There are ports, stainless steel projecting out with. You know gaskets and valves doors
which can be closed, that is not shown here. You get inside to put all these things wafer,
chlorine etc, you need those things. When you put close the chamber like that, there
will be a gasket. You cannot use any gasket that you like. What you use will be metal
gasket. Metal gaskets, what metal? hHold your breath, gold. Gold gaskets are used between
those two. Those are some of the things one does to get high vacuum and the entire process
of course is simple. Control the flow of gallium and arsenic by adjusting the temperature.
The beams which are coming, you get the beams because of the very high vacuum that is why
we call molecular beam. It is coming like that from another one like that on to the
substrate. You can get gallium arsenide, very high purity gallium arsenide 10 to the power
of 13, 14 etc.
Now there is a pumping system and you can get the advantage here is, you can grow 1
micron per hour, very small growth rate you can do when you grow very small rate of growth.
Very high purity, excellent crystal power quality and thickness uniformity over a 5
centimeter wafer you can get within 1%. People who want to make quantum wells, very small
layers, they resort to this. Today M O C V D is competing with this to grow thin layers.
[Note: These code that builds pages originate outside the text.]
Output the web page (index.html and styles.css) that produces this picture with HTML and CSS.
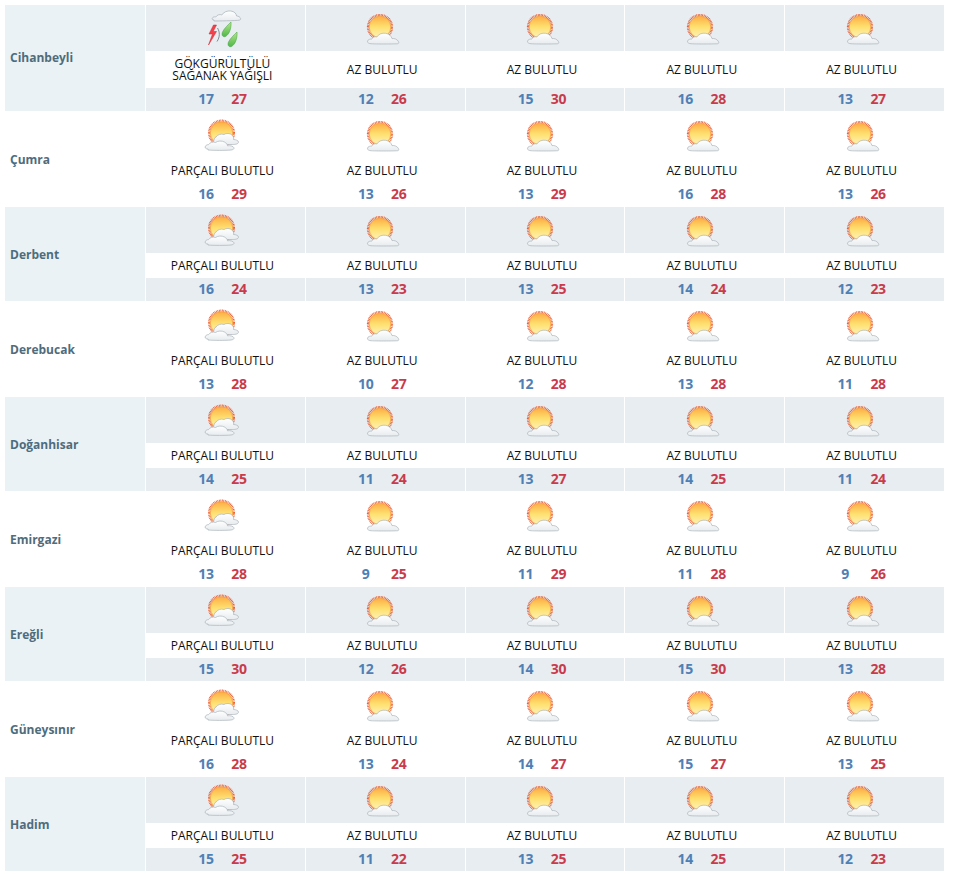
FILE: index.html
```html
<!DOCTYPE html>
<html lang="tr">
<head>
<meta charset="utf-8">
<title>Hava Durumu</title>
<link rel="stylesheet" href="styles.css">
</head>
<body>
<svg class="defs" width="0" height="0" aria-hidden="true">
  <defs>
    <linearGradient id="sunFill" x1="0" y1="0" x2="0" y2="1">
      <stop offset="0" stop-color="#fcae45"/>
      <stop offset="0.5" stop-color="#ffe070"/>
      <stop offset="1" stop-color="#fff2b8"/>
    </linearGradient>
    <linearGradient id="cloudFill" x1="0" y1="0" x2="0" y2="1">
      <stop offset="0" stop-color="#ffffff"/>
      <stop offset="1" stop-color="#e8ecef"/>
    </linearGradient>
    <linearGradient id="dropFill" x1="0" y1="0" x2="0" y2="1">
      <stop offset="0" stop-color="#b8e68a"/>
      <stop offset="1" stop-color="#4fb84a"/>
    </linearGradient>
    <symbol id="az" viewBox="0 0 46 46">
      <circle cx="20" cy="22" r="12" fill="none" stroke="#e8552a" stroke-width="2.200" stroke-dasharray="0.8 0.7"/>
      <circle cx="20" cy="22" r="10.800" fill="url(#sunFill)" stroke="#f79a3a" stroke-width="0.800"/>
      <path d="M8.500 38c-1.600-.4-1.400-3 .8-3.600 1-.3 1.600-.3 2.200-.1 1-2.300 3.400-3 5.300-2.300 1.500-2.800 5.400-4.400 9-3.700 3.400.6 5.600 2.800 6.200 5.300 2.300-.4 5.300.6 6.500 3 .6 1.300.2 1.800-.7 2.100-.9.3-27 .5-28.300-.2z" fill="url(#cloudFill)" stroke="#aab3b9" stroke-width="0.700"/>
    </symbol>
    <symbol id="parcali" viewBox="0 0 46 46">
      <circle cx="21.500" cy="21" r="12.400" fill="none" stroke="#e8552a" stroke-width="2.200" stroke-dasharray="0.8 0.7"/>
      <circle cx="21.500" cy="21" r="11.200" fill="url(#sunFill)" stroke="#f79a3a" stroke-width="0.800"/>
      <path d="M16 25c1.500-2.500 5-3.500 8-2.500 2-1.500 6-1.500 8 .5 1.500 1.500 2 3 1.500 4.500 2 0 5 1 5 2.500 0 2-3 2.500-6 2.500H16c-2 0-3-1-2.500-3 .5-2 1-4 2.500-4.500z" fill="url(#cloudFill)" stroke="#aab3b9" stroke-width="0.700"/>
      <path d="M8 37c-2.500 0-3.500-1.500-2.500-3 .7-1 2-1.500 3-1.300 1.500-2.500 4.500-3.200 7-2.200 2-1.700 6.500-2 9-.5 2 1.200 3 2.500 3 3.800 2.500-.5 6 .5 6.500 2 .3 1.200-1 2-3 2.200-5 .5-18 .5-23 0z" fill="url(#cloudFill)" stroke="#aab3b9" stroke-width="0.700"/>
    </symbol>
    <symbol id="firtina" viewBox="0 0 46 46">
      <path d="M14 15c-2 0-2.500-1.800-1-2.700 1-.6 2-.6 2.800-.3 1.200-2.200 4-3 6-2 1.500-2.800 5.500-4.500 9-4 3.600.5 5.500 2.500 5.800 5 1.800 0 3.600 1 4 2.500.3 1-.5 1.500-1.500 1.700-3 .5-22 .8-25 .8z" fill="url(#cloudFill)" stroke="#a8b0b6" stroke-width="0.700"/>
      <path d="M13.500 20 9 29h3.500L8.500 40l8-13.500h-3.300l3.300-6.500z" fill="#f4404a" stroke="#d0242e" stroke-width="0.500"/>
      <path d="M17.500 23c2.500 4 2.500 9-.5 13.500" fill="none" stroke="#77828a" stroke-width="0.900"/>
      <path d="M31 17c.4 5-1 12-5.500 14.500-3 1-4.200-1.800-3-4.500 1.500-3.500 6-7.500 8.500-10z" fill="url(#dropFill)" stroke="#3fa03f" stroke-width="0.500"/>
      <path d="M37 27c.4 5-1 12-5.500 14.500-3 1-4.200-1.800-3-4.500 1.500-3.500 6-7.500 8.500-10z" fill="url(#dropFill)" stroke="#3fa03f" stroke-width="0.500"/>
    </symbol>
  </defs>
</svg>
<main class="table">

<section class="row shaded tall">
  <h3 class="name">Cihanbeyli</h3>
  <div class="day"><svg class="icon"><use href="#firtina"/></svg><p class="desc">GÖKGÜRÜLTÜLÜ<br>SAĞANAK YAĞIŞLI</p><p class="temps"><span class="lo">17</span><span class="hi">27</span></p></div>
  <div class="day"><svg class="icon"><use href="#az"/></svg><p class="desc">AZ BULUTLU</p><p class="temps"><span class="lo">12</span><span class="hi">26</span></p></div>
  <div class="day"><svg class="icon"><use href="#az"/></svg><p class="desc">AZ BULUTLU</p><p class="temps"><span class="lo">15</span><span class="hi">30</span></p></div>
  <div class="day"><svg class="icon"><use href="#az"/></svg><p class="desc">AZ BULUTLU</p><p class="temps"><span class="lo">16</span><span class="hi">28</span></p></div>
  <div class="day"><svg class="icon"><use href="#az"/></svg><p class="desc">AZ BULUTLU</p><p class="temps"><span class="lo">13</span><span class="hi">27</span></p></div>
</section>

<section class="row">
  <h3 class="name">Çumra</h3>
  <div class="day"><svg class="icon"><use href="#parcali"/></svg><p class="desc">PARÇALI BULUTLU</p><p class="temps"><span class="lo">16</span><span class="hi">29</span></p></div>
  <div class="day"><svg class="icon"><use href="#az"/></svg><p class="desc">AZ BULUTLU</p><p class="temps"><span class="lo">13</span><span class="hi">26</span></p></div>
  <div class="day"><svg class="icon"><use href="#az"/></svg><p class="desc">AZ BULUTLU</p><p class="temps"><span class="lo">13</span><span class="hi">29</span></p></div>
  <div class="day"><svg class="icon"><use href="#az"/></svg><p class="desc">AZ BULUTLU</p><p class="temps"><span class="lo">16</span><span class="hi">28</span></p></div>
  <div class="day"><svg class="icon"><use href="#az"/></svg><p class="desc">AZ BULUTLU</p><p class="temps"><span class="lo">13</span><span class="hi">26</span></p></div>
</section>

<section class="row shaded">
  <h3 class="name">Derbent</h3>
  <div class="day"><svg class="icon"><use href="#parcali"/></svg><p class="desc">PARÇALI BULUTLU</p><p class="temps"><span class="lo">16</span><span class="hi">24</span></p></div>
  <div class="day"><svg class="icon"><use href="#az"/></svg><p class="desc">AZ BULUTLU</p><p class="temps"><span class="lo">13</span><span class="hi">23</span></p></div>
  <div class="day"><svg class="icon"><use href="#az"/></svg><p class="desc">AZ BULUTLU</p><p class="temps"><span class="lo">13</span><span class="hi">25</span></p></div>
  <div class="day"><svg class="icon"><use href="#az"/></svg><p class="desc">AZ BULUTLU</p><p class="temps"><span class="lo">14</span><span class="hi">24</span></p></div>
  <div class="day"><svg class="icon"><use href="#az"/></svg><p class="desc">AZ BULUTLU</p><p class="temps"><span class="lo">12</span><span class="hi">23</span></p></div>
</section>

<section class="row">
  <h3 class="name">Derebucak</h3>
  <div class="day"><svg class="icon"><use href="#parcali"/></svg><p class="desc">PARÇALI BULUTLU</p><p class="temps"><span class="lo">13</span><span class="hi">28</span></p></div>
  <div class="day"><svg class="icon"><use href="#az"/></svg><p class="desc">AZ BULUTLU</p><p class="temps"><span class="lo">10</span><span class="hi">27</span></p></div>
  <div class="day"><svg class="icon"><use href="#az"/></svg><p class="desc">AZ BULUTLU</p><p class="temps"><span class="lo">12</span><span class="hi">28</span></p></div>
  <div class="day"><svg class="icon"><use href="#az"/></svg><p class="desc">AZ BULUTLU</p><p class="temps"><span class="lo">13</span><span class="hi">28</span></p></div>
  <div class="day"><svg class="icon"><use href="#az"/></svg><p class="desc">AZ BULUTLU</p><p class="temps"><span class="lo">11</span><span class="hi">28</span></p></div>
</section>

<section class="row shaded">
  <h3 class="name">Doğanhisar</h3>
  <div class="day"><svg class="icon"><use href="#parcali"/></svg><p class="desc">PARÇALI BULUTLU</p><p class="temps"><span class="lo">14</span><span class="hi">25</span></p></div>
  <div class="day"><svg class="icon"><use href="#az"/></svg><p class="desc">AZ BULUTLU</p><p class="temps"><span class="lo">11</span><span class="hi">24</span></p></div>
  <div class="day"><svg class="icon"><use href="#az"/></svg><p class="desc">AZ BULUTLU</p><p class="temps"><span class="lo">13</span><span class="hi">27</span></p></div>
  <div class="day"><svg class="icon"><use href="#az"/></svg><p class="desc">AZ BULUTLU</p><p class="temps"><span class="lo">14</span><span class="hi">25</span></p></div>
  <div class="day"><svg class="icon"><use href="#az"/></svg><p class="desc">AZ BULUTLU</p><p class="temps"><span class="lo">11</span><span class="hi">24</span></p></div>
</section>

<section class="row">
  <h3 class="name">Emirgazi</h3>
  <div class="day"><svg class="icon"><use href="#parcali"/></svg><p class="desc">PARÇALI BULUTLU</p><p class="temps"><span class="lo">13</span><span class="hi">28</span></p></div>
  <div class="day"><svg class="icon"><use href="#az"/></svg><p class="desc">AZ BULUTLU</p><p class="temps"><span class="lo">9</span><span class="hi">25</span></p></div>
  <div class="day"><svg class="icon"><use href="#az"/></svg><p class="desc">AZ BULUTLU</p><p class="temps"><span class="lo">11</span><span class="hi">29</span></p></div>
  <div class="day"><svg class="icon"><use href="#az"/></svg><p class="desc">AZ BULUTLU</p><p class="temps"><span class="lo">11</span><span class="hi">28</span></p></div>
  <div class="day"><svg class="icon"><use href="#az"/></svg><p class="desc">AZ BULUTLU</p><p class="temps"><span class="lo">9</span><span class="hi">26</span></p></div>
</section>

<section class="row shaded">
  <h3 class="name">Ereğli</h3>
  <div class="day"><svg class="icon"><use href="#parcali"/></svg><p class="desc">PARÇALI BULUTLU</p><p class="temps"><span class="lo">15</span><span class="hi">30</span></p></div>
  <div class="day"><svg class="icon"><use href="#az"/></svg><p class="desc">AZ BULUTLU</p><p class="temps"><span class="lo">12</span><span class="hi">26</span></p></div>
  <div class="day"><svg class="icon"><use href="#az"/></svg><p class="desc">AZ BULUTLU</p><p class="temps"><span class="lo">14</span><span class="hi">30</span></p></div>
  <div class="day"><svg class="icon"><use href="#az"/></svg><p class="desc">AZ BULUTLU</p><p class="temps"><span class="lo">15</span><span class="hi">30</span></p></div>
  <div class="day"><svg class="icon"><use href="#az"/></svg><p class="desc">AZ BULUTLU</p><p class="temps"><span class="lo">13</span><span class="hi">28</span></p></div>
</section>

<section class="row">
  <h3 class="name">Güneysınır</h3>
  <div class="day"><svg class="icon"><use href="#parcali"/></svg><p class="desc">PARÇALI BULUTLU</p><p class="temps"><span class="lo">16</span><span class="hi">28</span></p></div>
  <div class="day"><svg class="icon"><use href="#az"/></svg><p class="desc">AZ BULUTLU</p><p class="temps"><span class="lo">13</span><span class="hi">24</span></p></div>
  <div class="day"><svg class="icon"><use href="#az"/></svg><p class="desc">AZ BULUTLU</p><p class="temps"><span class="lo">14</span><span class="hi">27</span></p></div>
  <div class="day"><svg class="icon"><use href="#az"/></svg><p class="desc">AZ BULUTLU</p><p class="temps"><span class="lo">15</span><span class="hi">27</span></p></div>
  <div class="day"><svg class="icon"><use href="#az"/></svg><p class="desc">AZ BULUTLU</p><p class="temps"><span class="lo">13</span><span class="hi">25</span></p></div>
</section>

<section class="row shaded">
  <h3 class="name">Hadim</h3>
  <div class="day"><svg class="icon"><use href="#parcali"/></svg><p class="desc">PARÇALI BULUTLU</p><p class="temps"><span class="lo">15</span><span class="hi">25</span></p></div>
  <div class="day"><svg class="icon"><use href="#az"/></svg><p class="desc">AZ BULUTLU</p><p class="temps"><span class="lo">11</span><span class="hi">22</span></p></div>
  <div class="day"><svg class="icon"><use href="#az"/></svg><p class="desc">AZ BULUTLU</p><p class="temps"><span class="lo">13</span><span class="hi">25</span></p></div>
  <div class="day"><svg class="icon"><use href="#az"/></svg><p class="desc">AZ BULUTLU</p><p class="temps"><span class="lo">14</span><span class="hi">25</span></p></div>
  <div class="day"><svg class="icon"><use href="#az"/></svg><p class="desc">AZ BULUTLU</p><p class="temps"><span class="lo">12</span><span class="hi">23</span></p></div>
</section>

</main>
</body>
</html>
```
FILE: styles.css
```css
* { box-sizing: border-box; }

html, body { margin: 0; background: #fff; }

body {
  padding: 5px 0 0 5px;
  font-family: "Open Sans", "Liberation Sans", sans-serif;
  color: #111;
  overflow: hidden;
  height: 878px;
}

.defs { display: block; }

.table {
  width: 939px;
  display: flex;
  flex-direction: column;
  gap: 1px;
}

.row {
  display: grid;
  grid-template-columns: 140px repeat(5, minmax(0, 1fr));
  column-gap: 1px;
  height: 94px;
}

.row.tall { height: 106px; }

.name {
  margin: 0;
  padding-left: 5px;
  display: flex;
  align-items: center;
  font-size: 12px;
  font-weight: 700;
  color: #4f6c7c;
}

.tall .name { padding-bottom: 2px; }

.shaded .name { background: #eaf2f6; }

.day {
  display: grid;
  grid-template-rows: 46px 1fr 23px;
  min-width: 0;
}

.icon {
  display: block;
  width: 46px;
  height: 46px;
  justify-self: center;
  position: relative;
  left: -2px;
  filter: blur(0.25px);
}

.shaded .day { background: #e7edf1; }

.desc {
  margin: 0;
  background: #fff;
  padding: 0 6px 0 0;
  display: flex;
  align-items: center;
  justify-content: center;
  text-align: center;
  font-size: 12px;
  line-height: 12px;
}

.temps {
  margin: 0;
  padding: 0 6px 2px 0;
  display: flex;
  justify-content: center;
  align-items: center;
  font-size: 14px;
  font-weight: 700;
  letter-spacing: -0.3px;
}

.lo, .hi { width: 33px; text-align: center; }
.lo { color: #4f80b5; }
.hi { color: #c93b4b; }
```
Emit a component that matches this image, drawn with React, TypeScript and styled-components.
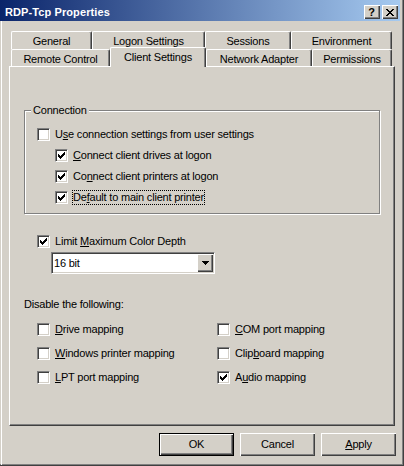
import React from 'react'
import styled, { createGlobalStyle, css } from 'styled-components'

const FACE = '#d4d0c8'
const SHADOW = '#808080'
const DARK = '#404040'

const TICK = [
  '......#',
  '.....##',
  '#...###',
  '##.###.',
  '#####..',
  '.###...',
  '..#....'
]

const CLOSE = [
  '##....##',
  '.##..##.',
  '..####..',
  '...##...',
  '..####..',
  '.##..##.',
  '##....##'
]

const ARROW = [
  '#######',
  '.#####.',
  '..###..',
  '...#...'
]

const topTabs = [
  { label: 'General', width: 81 },
  { label: 'Logon Settings', width: 113 },
  { label: 'Sessions', width: 86 },
  { label: 'Environment', width: 101 }
]

const bottomTabs = [
  { label: 'Remote Control', width: 99 },
  { label: 'Client Settings', width: 96, active: true },
  { label: 'Network Adapter', width: 106 },
  { label: 'Permissions', width: 80 }
]

interface MappingItem {
  before: string
  key: string
  after: string
  checked?: boolean
}

const mappings: MappingItem[] = [
  { before: '', key: 'D', after: 'rive mapping' },
  { before: '', key: 'C', after: 'OM port mapping' },
  { before: '', key: 'W', after: 'indows printer mapping' },
  { before: 'Clip', key: 'b', after: 'oard mapping' },
  { before: '', key: 'L', after: 'PT port mapping' },
  { before: 'A', key: 'u', after: 'dio mapping', checked: true }
]

export default function App () {
  return (
    <>
      <GlobalStyle />
      <Window>
        <TitleBar>
          <Title>RDP-Tcp Properties</Title>
          <TitleButtons>
            <TitleButton>?</TitleButton>
            <TitleButton><Pixels rows={CLOSE} /></TitleButton>
          </TitleButtons>
        </TitleBar>
        <Body>
          <TabStrip>
            <TabRow>
              {topTabs.map(tab => (
                <Tab key={tab.label} $width={tab.width} $row='top'>{tab.label}</Tab>
              ))}
            </TabRow>
            <TabRow>
              {bottomTabs.map(tab => (
                <Tab key={tab.label} $width={tab.width} $row='bottom' $active={tab.active}>{tab.label}</Tab>
              ))}
            </TabRow>
          </TabStrip>
          <Panel>
            <GroupBox>
              <GroupLegend>Connection</GroupLegend>
              <GroupRows>
                <CheckRow>
                  <CheckBox />
                  <Label>U<Key>s</Key>e connection settings from user settings</Label>
                </CheckRow>
                <CheckRow $indent={18}>
                  <CheckBox checked />
                  <Label><Key>C</Key>onnect client drives at logon</Label>
                </CheckRow>
                <CheckRow $indent={18}>
                  <CheckBox checked />
                  <Label>Co<Key>n</Key>nect client printers at logon</Label>
                </CheckRow>
                <CheckRow $indent={18}>
                  <CheckBox checked />
                  <Label $focus>De<Key>f</Key>ault to main client printer</Label>
                </CheckRow>
              </GroupRows>
            </GroupBox>

            <DepthRow>
              <CheckBox checked />
              <Label>Limit <Key>M</Key>aximum Color Depth</Label>
            </DepthRow>
            <Select>
              <SelectValue>16 bit</SelectValue>
              <DropButton><Pixels rows={ARROW} /></DropButton>
            </Select>

            <SectionText>Disable the following:</SectionText>
            <MappingGrid>
              {mappings.map(item => (
                <CheckRow key={item.before + item.key + item.after}>
                  <CheckBox checked={item.checked} />
                  <Label>{item.before}<Key>{item.key}</Key>{item.after}</Label>
                </CheckRow>
              ))}
            </MappingGrid>
          </Panel>
          <Footer>
            <Button $default>OK</Button>
            <Button>Cancel</Button>
            <Button><Key>A</Key>pply</Button>
          </Footer>
        </Body>
      </Window>
    </>
  )
}

function Pixels ({ rows, color = '#000' }: { rows: string[], color?: string }) {
  return (
    <PixelSvg width={rows[0].length} height={rows.length} shapeRendering='crispEdges'>
      {rows.flatMap((row, y) =>
        row.split('').map((c, x) =>
          c === '#' ? <rect key={`${x}-${y}`} x={x} y={y} width={1} height={1} fill={color} /> : null
        )
      )}
    </PixelSvg>
  )
}

function CheckBox ({ checked }: { checked?: boolean }) {
  return <Box>{checked && <Pixels rows={TICK} />}</Box>
}

const GlobalStyle = createGlobalStyle`
  html, body {
    margin: 0;
    padding: 0;
    background: ${FACE};
  }

  body {
    font-family: "Liberation Sans", Arial, sans-serif;
    font-size: 11px;
    line-height: 13px;
    letter-spacing: -0.2px;
    color: #000;
  }
`

const raised = css`
  background: ${FACE};
  box-shadow: inset 1px 1px #fff, inset -1px -1px ${DARK}, inset -2px -2px ${SHADOW};
`

const sunken = css`
  background: #fff;
  border: 1px solid;
  border-color: ${SHADOW} #fff #fff ${SHADOW};
  box-shadow: inset 1px 1px ${DARK}, inset -1px -1px ${FACE};
`

const Window = styled.div`
  box-sizing: border-box;
  width: 404px;
  height: 466px;
  background: ${FACE};
  border-right: 1px solid ${DARK};
  border-bottom: 1px solid ${DARK};
  box-shadow: inset -1px -1px ${SHADOW};
  display: flex;
  flex-direction: column;
  overflow: hidden;
`

const TitleBar = styled.div`
  height: 21px;
  margin-right: 3px;
  padding: 0 2px 0 5px;
  display: flex;
  align-items: center;
  justify-content: space-between;
  background: linear-gradient(to right, #0a246a, #a6caf0);
`

const Title = styled.span`
  color: #fff;
  font-weight: bold;
  font-size: 11px;
  letter-spacing: 0.1px;
  white-space: nowrap;
  padding-top: 4px;
`

const TitleButtons = styled.div`
  display: flex;
  gap: 2px;
  padding-top: 3px;
`

const TitleButton = styled.span`
  ${raised}
  width: 16px;
  height: 14px;
  display: flex;
  align-items: center;
  justify-content: center;
  font-weight: bold;
  font-size: 11px;
  letter-spacing: 0;
  padding-right: 1px;
  box-sizing: border-box;
`

const PixelSvg = styled.svg`
  display: block;
  flex: none;
`

const Body = styled.div`
  flex: 1;
  margin-left: 1px;
  border-left: 1px solid #fff;
  padding: 10px 0 0 7px;
`

const TabStrip = styled.div`
  margin-left: 2px;
  width: 381px;
  display: flex;
  flex-direction: column;
`

const TabRow = styled.div`
  display: flex;
  align-items: flex-end;
`

const Tab = styled.div<{ $width: number, $row: 'top' | 'bottom', $active?: boolean }>`
  box-sizing: border-box;
  width: ${p => p.$width}px;
  height: ${p => (p.$row === 'top' ? 18 : 17)}px;
  padding-top: 3px;
  text-align: center;
  white-space: nowrap;
  background: ${FACE};
  border-top: 1px solid #fff;
  border-left: 1px solid #fff;
  border-right: 1px solid ${DARK};
  border-radius: 2px 2px 0 0;
  box-shadow: inset -1px 0 ${SHADOW};

  ${p => p.$active && css`
    position: relative;
    z-index: 1;
    height: 20px;
    margin: -2px 0 -1px;
  `}
`

const Panel = styled.div`
  box-sizing: border-box;
  width: 386px;
  height: 360px;
  border: 1px solid;
  border-color: #fff ${DARK} ${DARK} #fff;
  box-shadow: inset -1px -1px ${SHADOW};
  display: flex;
  flex-direction: column;
  align-items: flex-start;
`

const GroupBox = styled.fieldset`
  box-sizing: border-box;
  width: 356px;
  margin: 37px 0 0 14px;
  padding: 11px 8px 9px 6px;
  border: 1px solid ${SHADOW};
  box-shadow: inset 1px 1px #fff, 1px 1px #fff;
  min-inline-size: 0;
`

const GroupLegend = styled.legend`
  padding: 0 2px;
  background: ${FACE};
`

const GroupRows = styled.div`
  display: flex;
  flex-direction: column;
  gap: 8px;
  padding-left: 6px;
`

const CheckRow = styled.div<{ $indent?: number }>`
  display: flex;
  align-items: flex-start;
  gap: 5px;
  margin-left: ${p => p.$indent ?? 0}px;
`

const Box = styled.span`
  ${sunken}
  box-sizing: border-box;
  width: 13px;
  height: 13px;
  flex: none;
  display: flex;
  align-items: center;
  justify-content: center;
`

const Label = styled.span<{ $focus?: boolean }>`
  white-space: nowrap;

  ${p => p.$focus && css`
    outline: 1px dotted #000;
    outline-offset: 0;
  `}
`

const Key = styled.span`
  text-decoration: underline;
`

const DepthRow = styled(CheckRow)`
  margin: 21px 0 0 27px;
`

const Select = styled.div`
  ${sunken}
  box-sizing: border-box;
  width: 164px;
  height: 22px;
  margin: 4px 0 0 41px;
  display: flex;
  align-items: center;
`

const SelectValue = styled.span`
  flex: 1;
  padding-left: 2px;
`

const DropButton = styled.span`
  ${raised}
  box-sizing: border-box;
  width: 16px;
  height: 18px;
  margin-right: 1px;
  display: flex;
  align-items: center;
  justify-content: center;
`

const SectionText = styled.div`
  margin: 24px 0 0 14px;
`

const MappingGrid = styled.div`
  display: grid;
  grid-template-columns: 180px 160px;
  row-gap: 11px;
  margin: 12px 0 0 27px;
`

const Footer = styled.div`
  width: 387px;
  display: flex;
  justify-content: flex-end;
  gap: 6px;
  margin-top: 7px;
`

const Button = styled.button<{ $default?: boolean }>`
  ${raised}
  box-sizing: border-box;
  width: 75px;
  height: 23px;
  margin: 0;
  padding: 0;
  border: none;
  font: inherit;
  letter-spacing: inherit;
  color: #000;

  ${p => p.$default && css`
    border: 1px solid #000;
  `}
`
Let me just warn you and leave you on that. This is M B E is very good and M O C V D is
competing because mass production if you want MOCVD is better than this. High purity material
can be grown and any composition we can get;, Indium, gallium, arsenide and also any dopants
that you can use. Key thing is control of thickness, control of impurities, precisely
done to the extent of a mono layer.
Some of the other advantages are that we can just say. You can actually introduce some
of the diagnostic tools along with this thing. Now let me not go into this in detail on to
that right now. Let me just sum up at this stage, the M B E system had gained lot of
popularity and today people are accepting to use this for some commercial applications
because of the high quality that you will get. Particularly those who want very thin
layers;, for example, aluminum, gallium, arsenide, then gallium arsenide a very thin layer at
the Armstrong level then we use those type of approach is highly attractive. This is
one of the most popular techniques which are used along with MOCVD. Other two techniques
are hydride and halide. It is more of academics. But still a poor man’s quality epilayers
will be some of those high qualities if you want you can use that halide process. With
that I think I will stop the discussion today. Few of the things which are meritorious for
gallium arsenide growth with M B E, I will bring out later. Then we will go on to the
devices afterwards. We will see in the next lecture.